As with many Atlus RPGs, SMTV puts players in the shoes of a Japanese high school student who has their life turned on their head, as they suddenly have to do battle against hordes of demons.

Unlike previous entries in the Shin Megami Tensei series, the latest offering forgoes traditional dungeon crawling for more expansive, open-world settings for players to explore.

If you want to take on as many battles or side quests as you can before heading to the hard-as-nails bosses inhabiting SMTV’s post-apocalytpic Tokyo you can, or you can try to streamline your experience and just focus on all of the main quest points and bosses. The choice is yours.

Whichever way you tackle the game, you’ll be fighting plenty of old-school turn-based battles.

While Persona 5 added plenty of modern flourishes to the turn-based JRPG battles gamers have known for years, Shin Megami Tensei V is a much more old-school experience.

There are a few slight tweaks, such as the ability to initiate a battle yourself when you spot an enemy in the battlefield and get an advantage, as well as the Magatsuhi metre which when filled will let your entire party unleash a wave of critical attacks.

If you’re looking for a more fast-paced, modern battle system – as seen in games such as Final Fantasy 15 – then you won’t find it here in SMTV. But there’s something to be said to sticking to traditions and catering for JRPG fans that know their roots.

Throughout SMTV you’ll also need to help build your party, which will be done by recruting demons you fight on the battlefield and then building their stats.

To get creatures onto your side, you’ll have to use negotiations to convince them to team-up with you – whether that’s by selecting the right dialogue actions during a fight, or simply bribing them.

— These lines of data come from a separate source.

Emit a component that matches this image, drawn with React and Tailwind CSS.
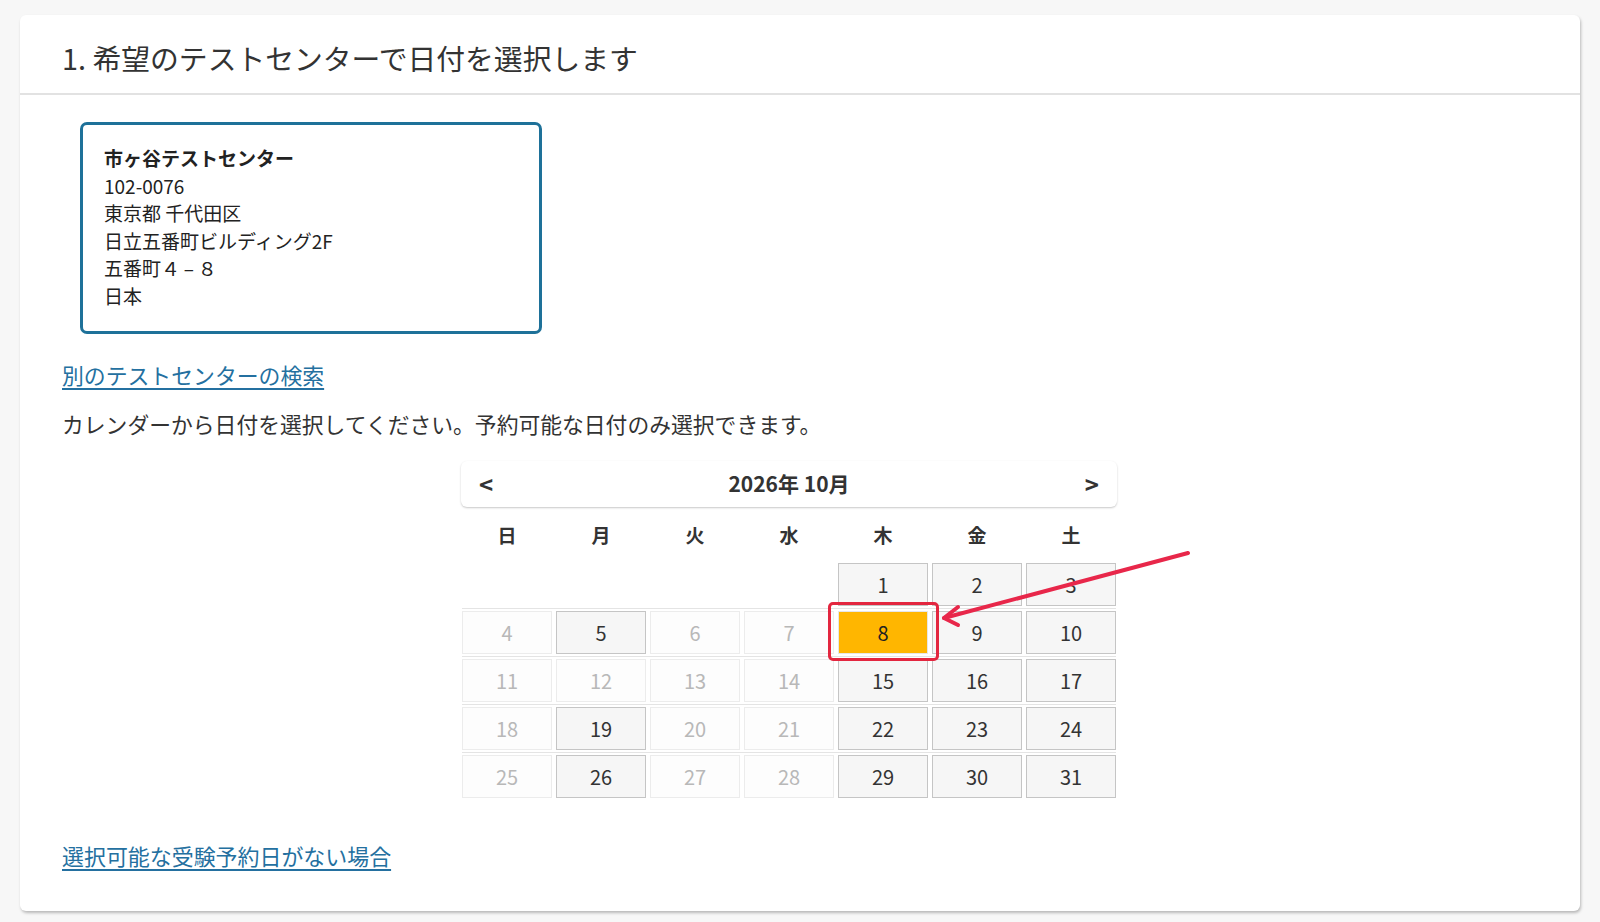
import React from 'react';

const FONT = "font-['Noto_Sans_CJK_JP','Noto_Sans',sans-serif]";

const WEEK = ['日', '月', '火', '水', '木', '金', '土'];

// null = blank, 'off' = not selectable, 'on' = selectable, 'sel' = picked
const ROWS = [
  [null, null, null, null, [1, 'on'], [2, 'on'], [3, 'on']],
  [[4, 'off'], [5, 'on'], [6, 'off'], [7, 'off'], [8, 'sel'], [9, 'on'], [10, 'on']],
  [[11, 'off'], [12, 'off'], [13, 'off'], [14, 'off'], [15, 'on'], [16, 'on'], [17, 'on']],
  [[18, 'off'], [19, 'on'], [20, 'off'], [21, 'off'], [22, 'on'], [23, 'on'], [24, 'on']],
  [[25, 'off'], [26, 'on'], [27, 'off'], [28, 'off'], [29, 'on'], [30, 'on'], [31, 'on']],
];

function DayCell({ cell }) {
  if (!cell) return <div className="h-[43px]" />;
  const [day, state] = cell;
  if (state === 'off') {
    return (
      <div className="h-[43px] flex items-center justify-center border border-[#ececec] bg-[#fdfdfd] text-[20px] text-[#b8b8b8]">
        {day}
      </div>
    );
  }
  if (state === 'sel') {
    return (
      <div className="relative h-[43px] flex items-center justify-center border border-[#e6e6e6] bg-[#ffb600] text-[20px] text-[#222]">
        {day}
        <div className="absolute -left-[11px] -right-[12px] -top-[10px] -bottom-[8px] rounded-[5px] border-[3px] border-[#e3263f]" />
      </div>
    );
  }
  return (
    <div className="h-[43px] flex items-center justify-center border border-[#c5c5c5] bg-[#f6f6f6] text-[20px] text-[#333]">
      {day}
    </div>
  );
}

function Calendar() {
  return (
    <div className="w-[656px] ml-[399px] mt-[21px]">
      <div className="h-[46px] flex items-center justify-between px-[18px] rounded-md bg-white shadow-[0_1px_2px_rgba(0,0,0,0.22)]">
        <span className="text-[24px] font-bold text-[#333]">&lt;</span>
        <span className="text-[21px] font-bold text-[#333]">2026年 10月</span>
        <span className="text-[24px] font-bold text-[#333]">&gt;</span>
      </div>
      <div className="w-[654px] ml-px">
        <div className="grid grid-cols-7 gap-x-[4px] h-[56px] items-center">
          {WEEK.map((w) => (
            <div key={w} className="text-center text-[19px] font-bold text-[#333]">
              {w}
            </div>
          ))}
        </div>
        {ROWS.map((row, i) => (
          <div key={i} className={i === 0 ? 'pb-[2px]' : 'pt-[2px] pb-[2px] border-t border-[#e4e4e4]'}>
            <div className="grid grid-cols-7 gap-x-[4px]">
              {row.map((c, j) => (
                <DayCell key={j} cell={c} />
              ))}
            </div>
          </div>
        ))}
      </div>
    </div>
  );
}

export default function App() {
  return (
    <div className={`${FONT} min-h-[922px] bg-[#f7f7f7] pt-[15px] px-[20px] text-[#333]`}>
      <div className="relative h-[896px] rounded-[6px] bg-white shadow-[1px_2px_3px_rgba(0,0,0,0.25)]">
        <div className="h-[80px] pl-[42px] pt-[23px] border-b-2 border-[#e2e2e2]">
          <h1 className="text-[28.8px] leading-[40px] font-normal text-[#333]">1. 希望のテストセンターで日付を選択します</h1>
        </div>

        <div className="pl-[42px]">
          <div className="ml-[18px] mt-[27px] w-[462px] h-[212px] rounded-[7px] border-[3px] border-[#1e7199] pl-[21px] pt-[19px] text-[19px] leading-[27.5px] text-[#222]">
            <div className="font-bold">市ヶ谷テストセンター</div>
            <div>102-0076</div>
            <div>東京都 千代田区</div>
            <div>日立五番町ビルディング2F</div>
            <div>五番町４{'\u2009–\u2009'}８</div>
            <div>日本</div>
          </div>

          <div className="mt-[25px] text-[21.85px] leading-[32px]">
            <a href="#" className="text-[#2470a0] underline underline-offset-[4px]">別のテストセンターの検索</a>
          </div>
          <p className="mt-[17px] text-[21.8px] leading-[32px] text-[#333]">
            カレンダーから日付を選択してください。予約可能な日付のみ選択できます。
          </p>

          <Calendar />

          <div className="mt-[40px] text-[21.95px] leading-[32px]">
            <a href="#" className="text-[#2470a0] underline underline-offset-[4px]">選択可能な受験予約日がない場合</a>
          </div>
        </div>

        {/* annotation arrow */}
        <svg className="absolute left-[900px] top-[520px]" width="310" height="120" viewBox="900 520 310 120">
          <g stroke="#e8274a" strokeWidth="4" strokeLinecap="round" strokeLinejoin="round" fill="none">
            <line x1="1168" y1="538" x2="924" y2="603" />
            <polyline points="938,592 924,603 938,610" />
          </g>
        </svg>
      </div>
    </div>
  );
}
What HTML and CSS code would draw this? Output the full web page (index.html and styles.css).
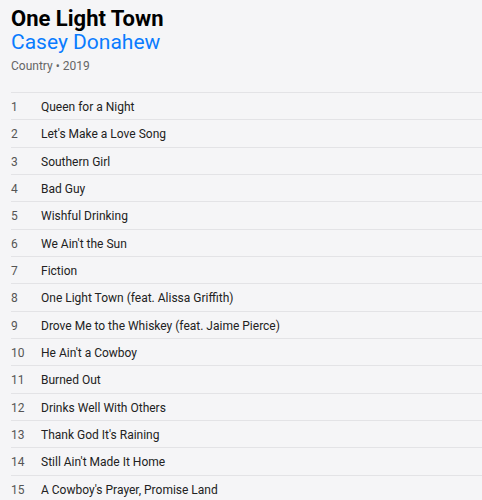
FILE: index.html
```html
<!DOCTYPE html>
<html>

<head>
	<meta charset="utf-8" />
	<title>One Light Town</title>
	<meta name="viewport" content="width=device-width, initial-scale=1" />
	<link rel="stylesheet" href="styles.css">
</head>

<body>
	<main class="album">
		<header class="album-head">
			<h1 class="album-title">One Light Town</h1>
			<h2 class="album-artist">Casey Donahew</h2>
			<p class="album-meta">Country &bull; 2019</p>
		</header>
		<ol class="tracks">
			<li class="track"><span class="num">1</span><span class="name">Queen for a Night</span></li>
			<li class="track"><span class="num">2</span><span class="name">Let's Make a Love Song</span></li>
			<li class="track"><span class="num">3</span><span class="name">Southern Girl</span></li>
			<li class="track"><span class="num">4</span><span class="name">Bad Guy</span></li>
			<li class="track"><span class="num">5</span><span class="name">Wishful Drinking</span></li>
			<li class="track"><span class="num">6</span><span class="name">We Ain't the Sun</span></li>
			<li class="track"><span class="num">7</span><span class="name">Fiction</span></li>
			<li class="track"><span class="num">8</span><span class="name">One Light Town (feat. Alissa Griffith)</span></li>
			<li class="track"><span class="num">9</span><span class="name">Drove Me to the Whiskey (feat. Jaime Pierce)</span></li>
			<li class="track"><span class="num">10</span><span class="name">He Ain't a Cowboy</span></li>
			<li class="track"><span class="num">11</span><span class="name">Burned Out</span></li>
			<li class="track"><span class="num">12</span><span class="name">Drinks Well With Others</span></li>
			<li class="track"><span class="num">13</span><span class="name">Thank God It's Raining</span></li>
			<li class="track"><span class="num">14</span><span class="name">Still Ain't Made It Home</span></li>
			<li class="track"><span class="num">15</span><span class="name">A Cowboy's Prayer, Promise Land</span></li>
		</ol>
	</main>
</body>

</html>
```

FILE: styles.css
```css
body {
	margin: 0;
	background: #f5f5f7;
	font-family: Roboto, "Open Sans", sans-serif;
	color: #1d1d1f;
}

.album {
	padding: 7px 0 0 11px;
}

.album-head {
	padding-bottom: 18px;
	border-bottom: 1px solid #e3e3e6;
}

.album-title {
	margin: 0;
	font-size: 22px;
	line-height: 24px;
	font-weight: 700;
	color: #000;
}

.album-artist {
	margin: 0;
	font-size: 21px;
	line-height: 22px;
	font-weight: 400;
	color: #0a7cff;
}

.album-meta {
	margin: 5px 0 0;
	font-size: 12px;
	line-height: 16px;
	color: #666;
}

.tracks {
	list-style: none;
	margin: 0;
	padding: 0;
}

.track {
	display: flex;
	box-sizing: border-box;
	height: 27.33px;
	padding-top: 2px;
	align-items: center;
	border-bottom: 1px solid #e3e3e6;
	font-size: 12px;
}

.num {
	width: 30px;
	color: #555;
}

.name {
	color: #222;
}
```
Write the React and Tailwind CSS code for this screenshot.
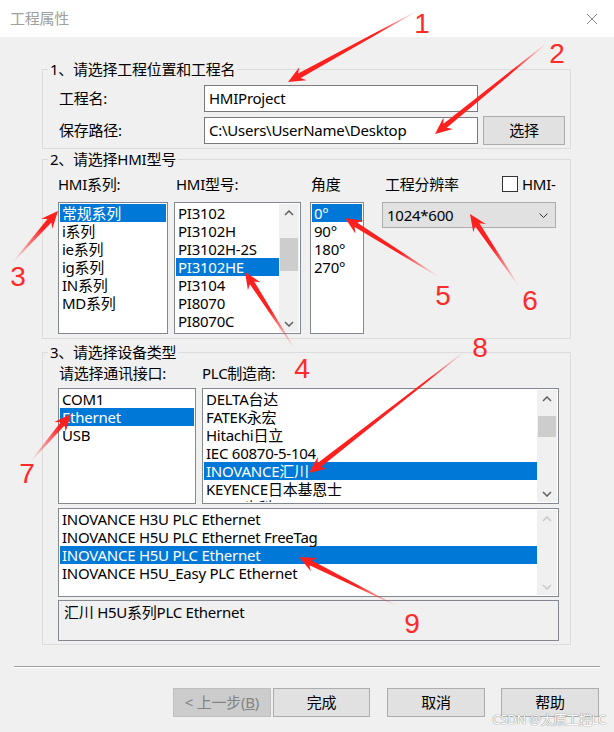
import clsx from 'clsx';

// Windows-style "工程属性" dialog with red callout annotations

const ui = "font-['Noto_Sans','Noto_Sans_CJK_SC',sans-serif] tracking-[-0.25px]";

const Chevron = ({ up, color = '#606060' }) => (
    <svg width="10" height="6" viewBox="0 0 10 6">
        <polyline
            points={up ? '1,5 5,1 9,5' : '1,1 5,5 9,1'}
            fill="none"
            stroke={color}
            strokeWidth="1.5"
        />
    </svg>
);

// Vertical scrollbar inside list boxes
const ScrollBar = ({ thumbTop, thumbHeight, disabled }) => (
    <div className="flex w-[20px] flex-col bg-[#f0f0f0]">
        <div className="flex h-[17px] items-center justify-center">
            <Chevron up color={disabled ? '#c8c8c8' : '#606060'} />
        </div>
        <div className="flex-1">
            {!disabled && <div className="mx-[1px] bg-[#cdcdcd]" style={{ marginTop: thumbTop, height: thumbHeight }} />}
        </div>
        <div className="flex h-[17px] items-center justify-center">
            <Chevron color={disabled ? '#c8c8c8' : '#606060'} />
        </div>
    </div>
);

const ListBox = ({ items, selected, className, scroll }) => (
    <div className={clsx('flex overflow-hidden border border-[#828790] bg-white p-[1px]', className)}>
        <div className="min-w-0 flex-1 overflow-hidden">
            {items.map((t, i) => (
                <div
                    key={i}
                    className={clsx(
                        'h-[18px] whitespace-nowrap pl-[2px] leading-[18px]',
                        i === selected ? 'bg-[#0078d7] text-white' : 'text-black'
                    )}
                >
                    {t}
                </div>
            ))}
        </div>
        {scroll && <ScrollBar {...scroll} />}
    </div>
);

const Group = ({ title, className, children }) => (
    <div className={clsx('relative ml-[42px] w-[529px] border border-[#dcdcdc]', className)}>
        <span className="absolute left-[5px] top-[-10px] bg-[#f0f0f0] px-[2px] leading-[18px]">{title}</span>
        {children}
    </div>
);

const Button = ({ children, disabled, className }) => (
    <div
        className={clsx(
            'flex h-[29px] items-center justify-center border',
            disabled ? 'border-[#bfbfbf] bg-[#cccccc] text-[#838383]' : 'border-[#adadad] bg-[#e1e1e1] text-black',
            className
        )}
    >
        {children}
    </div>
);

// tail -> tip, red tapered arrows
const arrows = [
    [417, 11, 288, 82],
    [547, 43, 435, 134],
    [13, 262, 58, 211],
    [294, 348, 245, 272],
    [439, 277, 345, 218],
    [518, 285, 470, 214],
    [31, 461, 71, 414],
    [464, 352, 309, 473],
    [397, 606, 299, 557],
];

const numbers = [
    ['1', 422, 33],
    ['2', 557, 63],
    ['3', 18, 286],
    ['4', 302, 378],
    ['5', 443, 305],
    ['6', 530, 310],
    ['7', 27, 483],
    ['8', 480, 357],
    ['9', 412, 633],
];

const Annotations = () => (
    <svg className="pointer-events-none absolute left-0 top-0" width="614" height="732">
        <defs>
            <linearGradient id="fade" gradientUnits="userSpaceOnUse" x1="0" y1="0" x2="45" y2="0">
                <stop offset="0" stopColor="#ff2020" stopOpacity="0" />
                <stop offset="1" stopColor="#ff2020" stopOpacity="1" />
            </linearGradient>
        </defs>
        {arrows.map(([x1, y1, x2, y2], i) => {
            const L = Math.hypot(x2 - x1, y2 - y1);
            const a = (Math.atan2(y2 - y1, x2 - x1) * 180) / Math.PI;
            const h = 17;
            const pts = [
                [0, -0.4],
                [L - h + 4, -2.6],
                [L - h, -7.5],
                [L, 0],
                [L - h, 7.5],
                [L - h + 4, 2.6],
                [0, 0.4],
            ]
                .map((p) => p.join(','))
                .join(' ');
            return (
                <g key={i} transform={`translate(${x1},${y1}) rotate(${a})`}>
                    <polygon points={pts} fill="url(#fade)" />
                </g>
            );
        })}
        {numbers.map(([n, x, y]) => (
            <text key={n} x={x} y={y} textAnchor="middle" fontSize="28" fill="#ff2a2a" fontFamily="Liberation Sans, sans-serif">
                {n}
            </text>
        ))}
    </svg>
);

const App = () => {
    return (
        <div className={clsx('relative h-[732px] w-[614px] overflow-hidden text-[15px] text-black', ui)}>
            {/* title bar */}
            <div className="flex h-[37px] items-center justify-between bg-white pl-[10px] pr-[16px]">
                <span className="text-[#a0a0a0]">工程属性</span>
                <svg width="12" height="12" viewBox="0 0 12 12">
                    <path d="M1 1 L11 11 M11 1 L1 11" stroke="#8a8a8a" strokeWidth="1" />
                </svg>
            </div>

            <div className="h-[695px] bg-[#f0f0f0] pt-[32px]">
                {/* 1 */}
                <Group title="1、请选择工程位置和工程名" className="h-[80px]">
                    <div className="flex flex-col gap-[4px] pl-[16px] pt-[15px]">
                        <div className="flex items-center">
                            <span className="w-[145px]">工程名:</span>
                            <div className="flex h-[27px] w-[274px] items-center border border-[#7a7a7a] bg-white pl-[4px]">HMIProject</div>
                        </div>
                        <div className="flex items-center">
                            <span className="w-[145px]">保存路径:</span>
                            <div className="flex h-[27px] w-[274px] items-center border border-[#7a7a7a] bg-white pl-[4px]">
                                C:\Users\UserName\Desktop
                            </div>
                            <Button className="ml-[5px] h-[27px] w-[82px]">选择</Button>
                        </div>
                    </div>
                </Group>

                {/* 2 */}
                <Group title="2、请选择HMI型号" className="mt-[10px] h-[180px]">
                    <div className="flex pt-[15px]">
                        <div className="ml-[15px] w-[110px]">
                            <div className="h-[18px] leading-[18px]">HMI系列:</div>
                            <ListBox
                                className="mt-[9px] h-[132px]"
                                selected={0}
                                items={['常规系列', 'i系列', 'ie系列', 'ig系列', 'IN系列', 'MD系列']}
                            />
                        </div>
                        <div className="ml-[6px] w-[127px]">
                            <div className="h-[18px] pl-[2px] leading-[18px]">HMI型号:</div>
                            <ListBox
                                className="mt-[9px] h-[132px]"
                                selected={3}
                                scroll={{ thumbTop: 17, thumbHeight: 33 }}
                                items={['PI3102', 'PI3102H', 'PI3102H-2S', 'PI3102HE', 'PI3104', 'PI8070', 'PI8070C', 'PI8070H']}
                            />
                        </div>
                        <div className="ml-[9px] w-[54px]">
                            <div className="h-[18px] pl-[1px] leading-[18px]">角度</div>
                            <ListBox className="mt-[9px] h-[132px]" selected={0} items={['0°', '90°', '180°', '270°']} />
                        </div>
                        <div className="ml-[18px] w-[174px]">
                            <div className="flex h-[18px] items-center leading-[18px]">
                                <span className="pl-[3px]">工程分辨率</span>
                                <div className="ml-auto flex w-[54px] items-center overflow-hidden">
                                    <div className="h-[16px] w-[16px] shrink-0 border border-[#333333] bg-white" />
                                    <span className="ml-[4px] whitespace-nowrap">HMI-HMI</span>
                                </div>
                            </div>
                            <div className="mt-[9px] flex h-[26px] items-center justify-between border border-[#adadad] bg-[#e1e1e1] pl-[4px] pr-[7px]">
                                <span>1024*600</span>
                                <svg width="9" height="5" viewBox="0 0 9 5">
                                    <polyline points="0.5,0.5 4.5,4.5 8.5,0.5" fill="none" stroke="#333" strokeWidth="1" />
                                </svg>
                            </div>
                        </div>
                    </div>
                </Group>

                {/* 3 */}
                <Group title="3、请选择设备类型" className="mt-[13px] h-[293px]">
                    <div className="pl-[15px] pt-[11px]">
                        <div className="flex h-[18px] leading-[18px]">
                            <span className="w-[144px] pl-[1px]">请选择通讯接口:</span>
                            <span>PLC制造商:</span>
                        </div>
                        <div className="mt-[6px] flex">
                            <ListBox className="h-[116px] w-[138px]" selected={1} items={['COM1', 'Ethernet', 'USB']} />
                            <ListBox
                                className="ml-[6px] h-[116px] w-[357px]"
                                selected={4}
                                scroll={{ thumbTop: 9, thumbHeight: 21 }}
                                items={['DELTA台达', 'FATEK永宏', 'Hitachi日立', 'IEC 60870-5-104', 'INOVANCE汇川', 'KEYENCE日本基恩士', 'Kinco步科']}
                            />
                        </div>
                        <ListBox
                            className="mt-[4px] h-[89px] w-[501px]"
                            selected={2}
                            scroll={{ disabled: true }}
                            items={[
                                'INOVANCE H3U PLC Ethernet',
                                'INOVANCE H5U PLC Ethernet FreeTag',
                                'INOVANCE H5U PLC Ethernet',
                                'INOVANCE H5U_Easy PLC Ethernet',
                            ]}
                        />
                        <div className="mt-[3px] h-[41px] w-[501px] border border-[#828790] bg-[#f0f0f0] pl-[5px] pt-[2px] leading-[18px]">
                            汇川 H5U系列PLC Ethernet
                        </div>
                    </div>
                </Group>

                <div className="mx-[14px] mt-[21px] h-[2px] border-b border-t border-b-white border-t-[#a0a0a0]" />

                <div className="mt-[20px] flex pl-[173px]">
                    <Button disabled className="w-[98px]">
                        &lt; 上一步(<span className="underline">B</span>)
                    </Button>
                    <Button className="ml-[2px] w-[97px]">完成</Button>
                    <Button className="ml-[17px] w-[98px]">取消</Button>
                    <Button className="ml-[16px] w-[98px]">帮助</Button>
                </div>
            </div>

            <span className="absolute bottom-[3px] right-[8px] text-[13px] text-white [text-shadow:0_0_1px_#888,0_0_1px_#888]">
                CSDN @太原工控LC
            </span>

            <Annotations />
        </div>
    );
};

export default App;
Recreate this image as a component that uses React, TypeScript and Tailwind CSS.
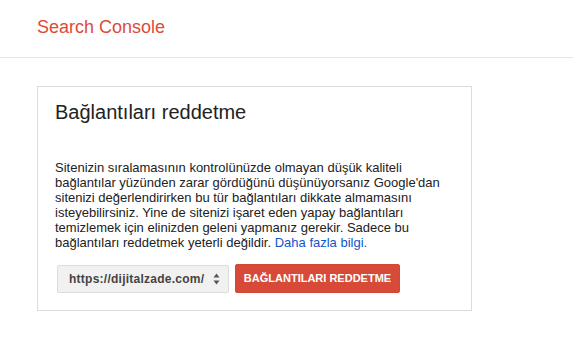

There’s a huge array of demons available that you can bring onboard, with a mammoth library of monsters that even a Pokemon game would be envious of – which helps players tailor make their parties to their choosing.

Besides all this, one of the standout strengths of SMTV is just how good it looks. Even in docked mode, on a base Nintendo Switch Shin Megami Tensei V looks gorgeous.

You won’t see the muddy visuals that affect other games when playing portably, Shin Megami Tensei V is still a feast for the eyes when you’re playing on the go.

Which may be the way a lot of people end up prefer playing it, dipping into SMTV every now and then for a few battles so the relentless nature of its hardcore JRPG DNA doesn’t become too overbearing – which, admittedly, can sometimes feel like a bit of a slog.

Overall though, Shin Megami Tensei V is yet another essential Nintendo Switch purchase for JRPG fans.

The hit hybrid console has built up a dazzling array of Japanese roleplaying games over the years – from Xenoblade Chronicles 2, to Octopath Traveler, Dragon Quest XI, and much, much more.

And with rumours circulating that Atlus are planning on bringing Persona 3 and Persona 4 to the Switch in the future, now is the perfect time to pick up SMTV and sink dozens of hours into another instant classic JRPG – before more titles are on the way that demand your attention.